Better still, at Hay, he delivered his cataclysmic view of events to come in much the same way that The War of the Worlds was first played on the radio. Seriously, as though it were fact. Very, very clever.
The only problem is that I think his story needs a bit of a lift between the moment when Greenland bounces into the clouds and the last man on Earth drops dead. I’m thinking of that audience-pleasing moment in the movie Deep Impact, when a small meteorite arrives out of nowhere and flattens Paris.
And I have an idea. Let me run it past you. Like Greenland, Alaska will also bounce upwards when the weight of the ice currently pressing it down into the ooze reaches a critical point. And, as we know from all the recent eco scare stories about fracking, the very rock on which this great state is founded is full of methane and natural gas. That makes it a gigantic bomb. A bomb that will explode thanks entirely to you in your suburban house with your patio heater and your insatiable appetite for turn-on and-offable gas.

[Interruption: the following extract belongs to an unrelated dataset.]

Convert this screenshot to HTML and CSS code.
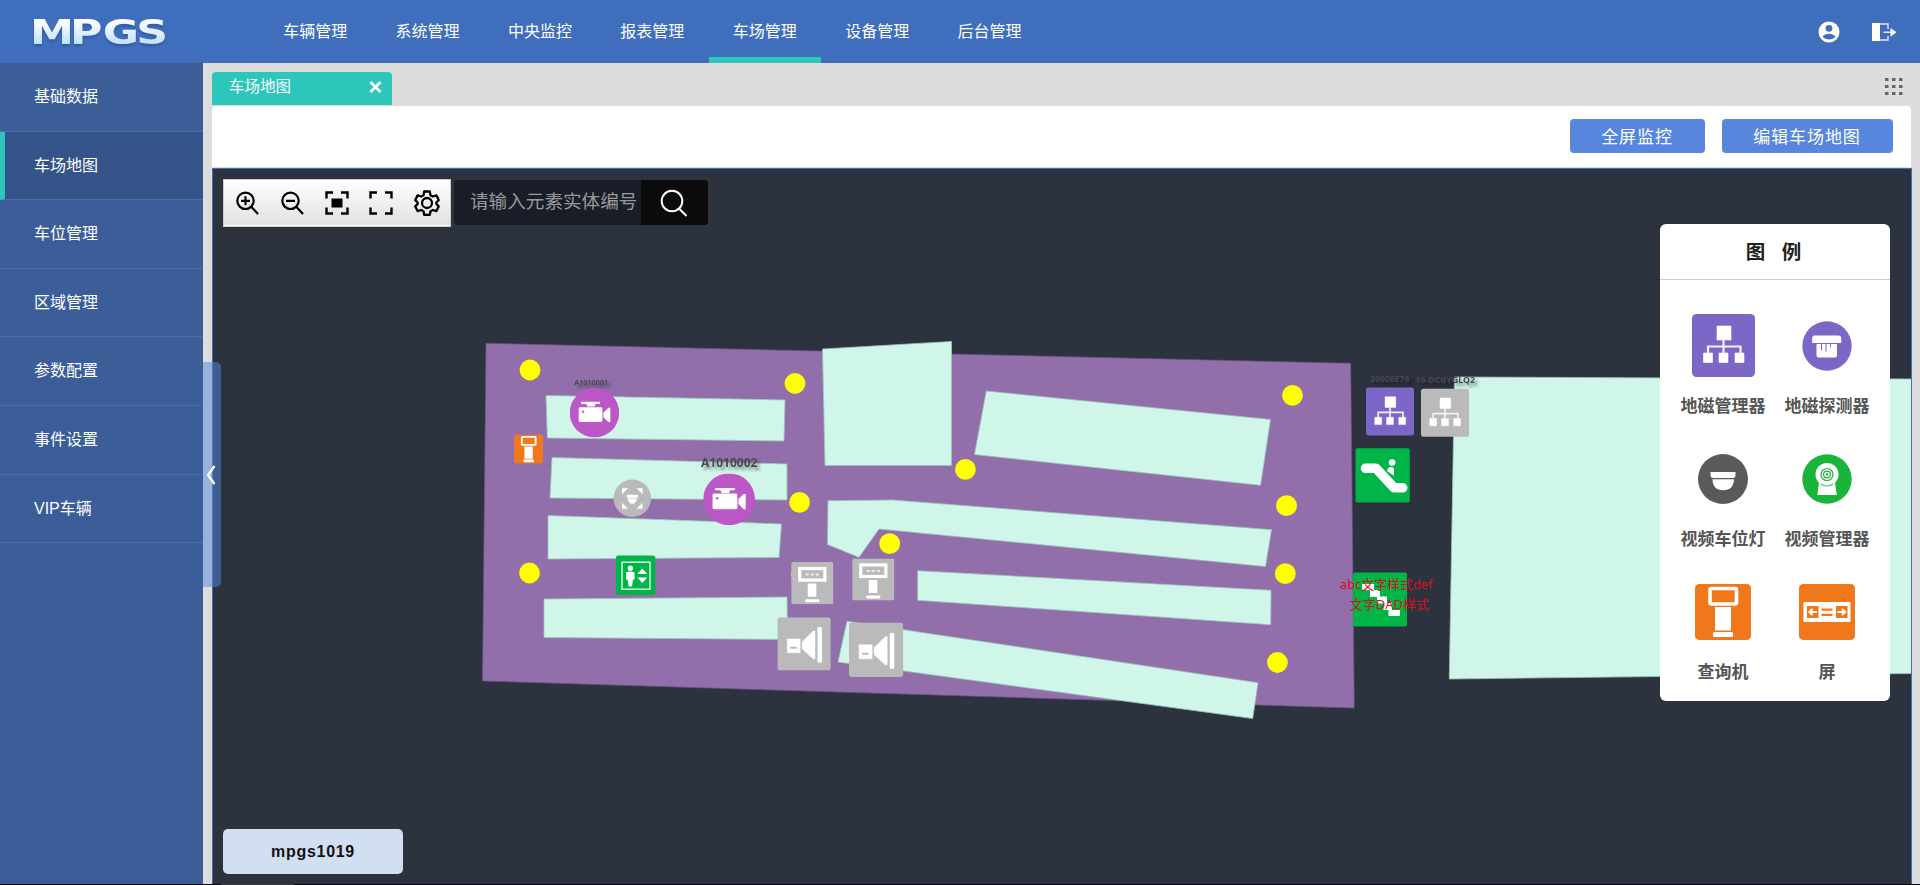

I think you’ll agree that this is a scary story. But I think the scariest part is that McGuire is actually employed by the government as an adviser. It actually takes him seriously. Worse. Westminster sorts take me seriously. Only last week, an MP called Ed Miliband quoted something I’d written in this column while making a speech about Scottish independence. On that basis, he will be back on his soap box this week warning citizens not to go to Anchorage because it’s about to explode.